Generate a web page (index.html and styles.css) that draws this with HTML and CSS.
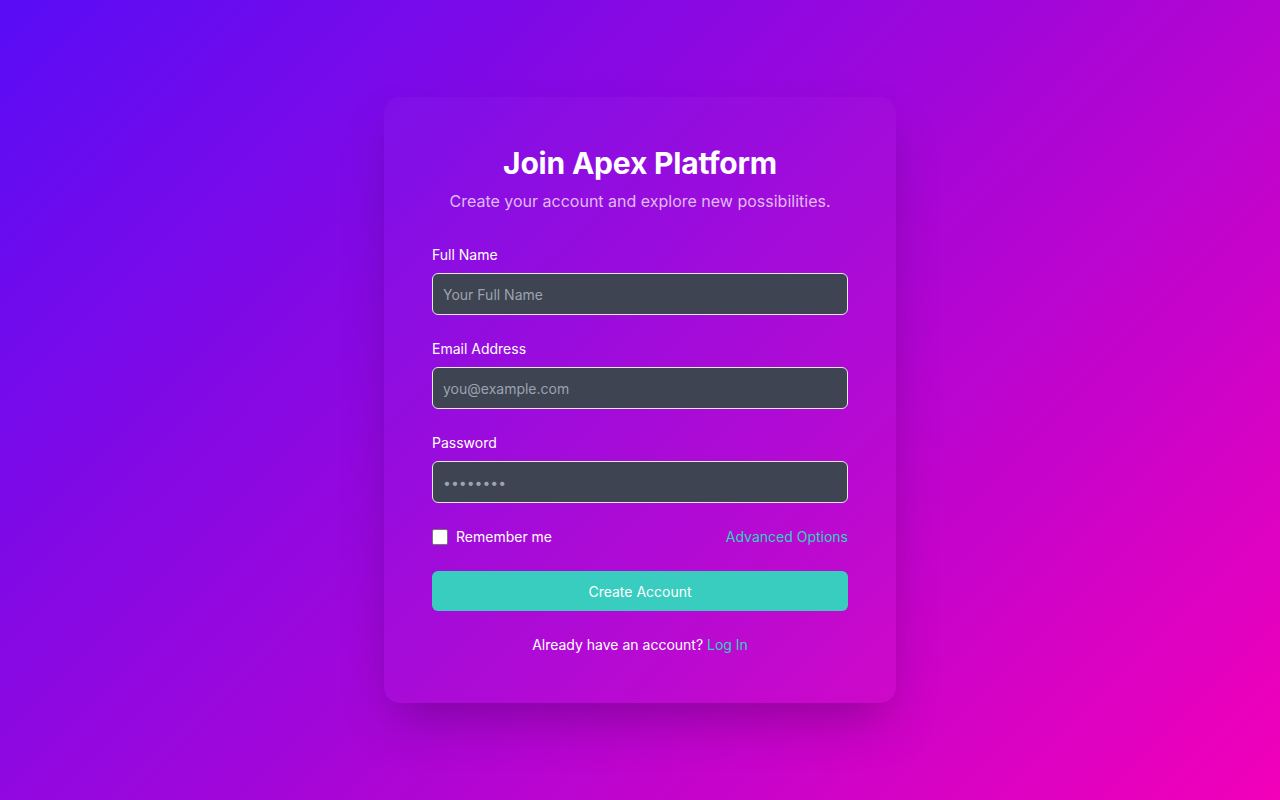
FILE: index.html
```html
<!DOCTYPE html>
<html lang="en">
<head>
<meta charset="utf-8">
<title>Join Apex Platform</title>
<link rel="stylesheet" href="styles.css">
</head>
<body>
<main class="page">
  <section class="card">
    <h1 class="title">Join Apex Platform</h1>
    <p class="subtitle">Create your account and explore new possibilities.</p>
    <form class="form">
      <div class="field">
        <label class="label" for="name">Full Name</label>
        <input class="input" id="name" type="text" placeholder="Your Full Name">
      </div>
      <div class="field">
        <label class="label" for="email">Email Address</label>
        <input class="input" id="email" type="email" placeholder="you@example.com">
      </div>
      <div class="field">
        <label class="label" for="pw">Password</label>
        <input class="input" id="pw" type="password" placeholder="••••••••">
      </div>
      <div class="row">
        <label class="check"><span class="box"></span><span>Remember me</span></label>
        <a class="link" href="#">Advanced Options</a>
      </div>
      <button class="btn" type="button">Create Account</button>
    </form>
    <p class="foot">Already have an account? <a class="link" href="#">Log In</a></p>
  </section>
</main>
</body>
</html>
```
FILE: styles.css
```css
* { box-sizing: border-box; }
html, body { margin: 0; height: 100%; }
body {
  font-family: Inter, "Noto Sans", sans-serif;
  background: linear-gradient(135deg, #590df6 0%, #9a07dc 45%, #f300b9 100%);
  color: #fff;
}
.page {
  min-height: 100vh;
  display: flex;
  align-items: center;
  justify-content: center;
}
.card {
  width: 512px;
  padding: 48px;
  border-radius: 16px;
  background: rgba(255,255,255,0.025);
  box-shadow: 0 25px 50px -12px rgba(40,0,60,0.35);
}
.title {
  margin: 0;
  font-size: 30px;
  line-height: 36px;
  font-weight: 700;
  text-align: center;
  letter-spacing: -0.2px;
}
.subtitle {
  margin: 8px 0 0;
  font-size: 16px;
  line-height: 24px;
  text-align: center;
  color: rgba(255,255,255,0.72);
}
.form {
  margin-top: 32px;
  display: flex;
  flex-direction: column;
  gap: 24px;
}
.field { display: flex; flex-direction: column; gap: 8px; }
.label { font-size: 14px; line-height: 20px; font-weight: 400; }
.input {
  height: 42px;
  padding: 0 10px;
  border: 1px solid #e5e7eb;
  border-radius: 6px;
  background: #3e4451;
  color: #fff;
  font-family: inherit;
  font-size: 14px;
  outline: none;
}
.input::placeholder { color: #9ca3af; }
.row {
  display: flex;
  align-items: center;
  justify-content: space-between;
  height: 20px;
  font-size: 14px;
  line-height: 20px;
}
.check { display: flex; align-items: center; gap: 8px; font-weight: 400; }
.box {
  width: 16px; height: 16px;
  background: #fff;
  border: 1px solid #767676;
  border-radius: 2px;
}
.link { color: #2dd4bf; text-decoration: none; }
.btn {
  height: 40px;
  border: 0;
  border-radius: 6px;
  background: #38cdbf;
  color: #fff;
  font-family: inherit;
  font-size: 14px;
  font-weight: 400;
}
.foot {
  margin: 24px 0 0;
  text-align: center;
  font-size: 14px;
  line-height: 20px;
  font-weight: 400;
}
```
+++
## WHAT THIS TASK INVOLVES
Transcribe the material exactly, leaving every picture out.

## WRITTEN ANSWER
Generate a web page (index.html and styles.css) that draws this with HTML and CSS.
FILE: index.html
```html
<!DOCTYPE html>
<html lang="en">
<head>
<meta charset="utf-8">
<title>Join Apex Platform</title>
<link rel="stylesheet" href="styles.css">
</head>
<body>
<main class="page">
  <section class="card">
    <h1 class="title">Join Apex Platform</h1>
    <p class="subtitle">Create your account and explore new possibilities.</p>
    <form class="form">
      <div class="field">
        <label class="label" for="name">Full Name</label>
        <input class="input" id="name" type="text" placeholder="Your Full Name">
      </div>
      <div class="field">
        <label class="label" for="email">Email Address</label>
        <input class="input" id="email" type="email" placeholder="you@example.com">
      </div>
      <div class="field">
        <label class="label" for="pw">Password</label>
        <input class="input" id="pw" type="password" placeholder="••••••••">
      </div>
      <div class="row">
        <label class="check"><span class="box"></span><span>Remember me</span></label>
        <a class="link" href="#">Advanced Options</a>
      </div>
      <button class="btn" type="button">Create Account</button>
    </form>
    <p class="foot">Already have an account? <a class="link" href="#">Log In</a></p>
  </section>
</main>
</body>
</html>
```
FILE: styles.css
```css
* { box-sizing: border-box; }
html, body { margin: 0; height: 100%; }
body {
  font-family: Inter, "Noto Sans", sans-serif;
  background: linear-gradient(135deg, #590df6 0%, #9a07dc 45%, #f300b9 100%);
  color: #fff;
}
.page {
  min-height: 100vh;
  display: flex;
  align-items: center;
  justify-content: center;
}
.card {
  width: 512px;
  padding: 48px;
  border-radius: 16px;
  background: rgba(255,255,255,0.025);
  box-shadow: 0 25px 50px -12px rgba(40,0,60,0.35);
}
.title {
  margin: 0;
  font-size: 30px;
  line-height: 36px;
  font-weight: 700;
  text-align: center;
  letter-spacing: -0.2px;
}
.subtitle {
  margin: 8px 0 0;
  font-size: 16px;
  line-height: 24px;
  text-align: center;
  color: rgba(255,255,255,0.72);
}
.form {
  margin-top: 32px;
  display: flex;
  flex-direction: column;
  gap: 24px;
}
.field { display: flex; flex-direction: column; gap: 8px; }
.label { font-size: 14px; line-height: 20px; font-weight: 400; }
.input {
  height: 42px;
  padding: 0 10px;
  border: 1px solid #e5e7eb;
  border-radius: 6px;
  background: #3e4451;
  color: #fff;
  font-family: inherit;
  font-size: 14px;
  outline: none;
}
.input::placeholder { color: #9ca3af; }
.row {
  display: flex;
  align-items: center;
  justify-content: space-between;
  height: 20px;
  font-size: 14px;
  line-height: 20px;
}
.check { display: flex; align-items: center; gap: 8px; font-weight: 400; }
.box {
  width: 16px; height: 16px;
  background: #fff;
  border: 1px solid #767676;
  border-radius: 2px;
}
.link { color: #2dd4bf; text-decoration: none; }
.btn {
  height: 40px;
  border: 0;
  border-radius: 6px;
  background: #38cdbf;
  color: #fff;
  font-family: inherit;
  font-size: 14px;
  font-weight: 400;
}
.foot {
  margin: 24px 0 0;
  text-align: center;
  font-size: 14px;
  line-height: 20px;
  font-weight: 400;
}
```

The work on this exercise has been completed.